● **Your goal**: Everything from the first line down to the line containing "string; bold?: boolean;" is to be retyped exactly, both ends included, with pictures left out.

● **Given data**:
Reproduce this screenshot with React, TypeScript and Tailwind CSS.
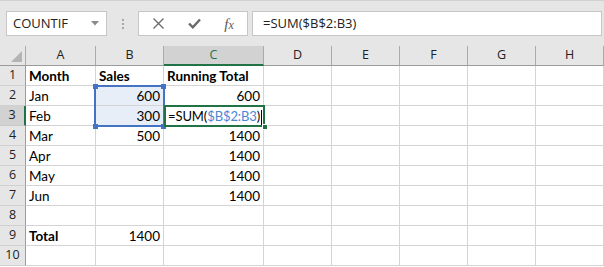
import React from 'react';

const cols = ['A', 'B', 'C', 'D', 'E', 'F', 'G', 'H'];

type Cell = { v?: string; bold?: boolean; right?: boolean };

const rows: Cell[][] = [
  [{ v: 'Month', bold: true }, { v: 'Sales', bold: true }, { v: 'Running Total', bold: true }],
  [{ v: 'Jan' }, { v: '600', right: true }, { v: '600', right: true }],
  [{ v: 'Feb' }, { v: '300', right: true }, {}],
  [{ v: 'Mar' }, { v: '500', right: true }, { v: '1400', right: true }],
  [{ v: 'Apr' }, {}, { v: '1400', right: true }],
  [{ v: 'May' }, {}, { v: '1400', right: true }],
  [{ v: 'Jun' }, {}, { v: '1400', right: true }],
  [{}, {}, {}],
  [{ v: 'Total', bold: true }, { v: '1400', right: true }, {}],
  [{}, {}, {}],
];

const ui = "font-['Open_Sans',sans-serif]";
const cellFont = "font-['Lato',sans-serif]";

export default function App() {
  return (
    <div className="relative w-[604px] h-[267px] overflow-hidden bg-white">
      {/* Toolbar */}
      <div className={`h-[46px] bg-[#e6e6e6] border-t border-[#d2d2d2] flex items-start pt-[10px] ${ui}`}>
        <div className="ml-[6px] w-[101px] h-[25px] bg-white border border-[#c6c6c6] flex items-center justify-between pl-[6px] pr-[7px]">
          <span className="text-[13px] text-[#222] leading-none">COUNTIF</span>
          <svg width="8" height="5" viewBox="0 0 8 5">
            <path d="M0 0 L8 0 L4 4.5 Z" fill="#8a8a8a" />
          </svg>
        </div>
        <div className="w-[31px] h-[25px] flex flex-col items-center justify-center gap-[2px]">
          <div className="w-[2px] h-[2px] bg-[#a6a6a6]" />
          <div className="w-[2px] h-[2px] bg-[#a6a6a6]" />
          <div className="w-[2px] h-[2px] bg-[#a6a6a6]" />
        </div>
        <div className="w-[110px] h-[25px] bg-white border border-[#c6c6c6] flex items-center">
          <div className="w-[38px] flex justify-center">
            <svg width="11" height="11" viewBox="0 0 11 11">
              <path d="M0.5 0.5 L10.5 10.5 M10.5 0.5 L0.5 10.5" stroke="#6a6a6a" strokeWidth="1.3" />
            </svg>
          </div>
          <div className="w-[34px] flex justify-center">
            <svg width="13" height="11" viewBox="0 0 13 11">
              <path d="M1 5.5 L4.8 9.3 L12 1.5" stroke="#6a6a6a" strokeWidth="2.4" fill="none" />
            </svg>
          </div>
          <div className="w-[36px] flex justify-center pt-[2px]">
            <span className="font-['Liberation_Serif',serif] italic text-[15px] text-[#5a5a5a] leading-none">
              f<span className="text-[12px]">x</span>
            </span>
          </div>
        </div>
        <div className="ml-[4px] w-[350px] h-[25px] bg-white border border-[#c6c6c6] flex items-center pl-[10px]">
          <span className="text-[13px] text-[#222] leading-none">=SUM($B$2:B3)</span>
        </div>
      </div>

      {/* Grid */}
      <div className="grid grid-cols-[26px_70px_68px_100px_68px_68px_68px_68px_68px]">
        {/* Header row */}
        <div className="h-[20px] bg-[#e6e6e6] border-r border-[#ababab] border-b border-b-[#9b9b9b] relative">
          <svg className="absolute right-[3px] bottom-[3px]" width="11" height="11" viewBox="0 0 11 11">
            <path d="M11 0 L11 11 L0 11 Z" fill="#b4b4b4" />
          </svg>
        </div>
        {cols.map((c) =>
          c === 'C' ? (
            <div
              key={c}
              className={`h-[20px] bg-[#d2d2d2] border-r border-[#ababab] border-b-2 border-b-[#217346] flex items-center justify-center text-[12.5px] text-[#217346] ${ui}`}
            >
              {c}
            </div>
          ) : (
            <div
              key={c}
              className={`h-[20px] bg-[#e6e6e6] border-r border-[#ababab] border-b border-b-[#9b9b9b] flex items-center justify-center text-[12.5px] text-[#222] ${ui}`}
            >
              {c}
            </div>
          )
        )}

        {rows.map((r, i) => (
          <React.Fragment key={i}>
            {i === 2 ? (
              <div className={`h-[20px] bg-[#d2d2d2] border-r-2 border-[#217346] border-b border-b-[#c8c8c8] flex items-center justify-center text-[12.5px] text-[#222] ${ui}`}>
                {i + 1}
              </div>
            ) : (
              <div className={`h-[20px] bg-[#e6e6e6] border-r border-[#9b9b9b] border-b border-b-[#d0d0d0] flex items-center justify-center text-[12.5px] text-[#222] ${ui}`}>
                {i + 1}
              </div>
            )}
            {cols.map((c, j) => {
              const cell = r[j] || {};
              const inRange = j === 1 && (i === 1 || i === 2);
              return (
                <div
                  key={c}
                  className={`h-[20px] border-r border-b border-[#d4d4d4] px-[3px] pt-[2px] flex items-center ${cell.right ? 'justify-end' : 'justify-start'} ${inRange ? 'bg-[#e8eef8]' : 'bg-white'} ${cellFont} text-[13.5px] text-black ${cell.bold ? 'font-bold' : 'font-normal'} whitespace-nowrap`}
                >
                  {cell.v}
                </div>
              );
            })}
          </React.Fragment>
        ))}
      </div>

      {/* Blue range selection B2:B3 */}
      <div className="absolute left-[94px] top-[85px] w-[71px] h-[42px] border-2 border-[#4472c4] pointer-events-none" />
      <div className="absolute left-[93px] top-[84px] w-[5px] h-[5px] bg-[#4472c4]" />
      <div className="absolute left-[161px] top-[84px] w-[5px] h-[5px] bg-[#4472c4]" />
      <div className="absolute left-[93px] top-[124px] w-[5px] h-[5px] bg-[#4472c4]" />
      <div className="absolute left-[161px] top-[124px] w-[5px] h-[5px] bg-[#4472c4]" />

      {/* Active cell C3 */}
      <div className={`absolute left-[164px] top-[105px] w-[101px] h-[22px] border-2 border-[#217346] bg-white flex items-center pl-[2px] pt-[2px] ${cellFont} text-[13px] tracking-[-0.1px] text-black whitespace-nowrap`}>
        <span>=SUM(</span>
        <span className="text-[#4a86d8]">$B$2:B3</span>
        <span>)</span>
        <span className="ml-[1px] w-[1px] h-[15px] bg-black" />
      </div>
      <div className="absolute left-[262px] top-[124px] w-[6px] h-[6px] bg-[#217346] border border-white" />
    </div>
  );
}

● **Written answer**:
Reproduce this screenshot with React, TypeScript and Tailwind CSS.
import React from 'react';

const cols = ['A', 'B', 'C', 'D', 'E', 'F', 'G', 'H'];

type Cell = { v?: string; bold?: boolean; right?: boolean };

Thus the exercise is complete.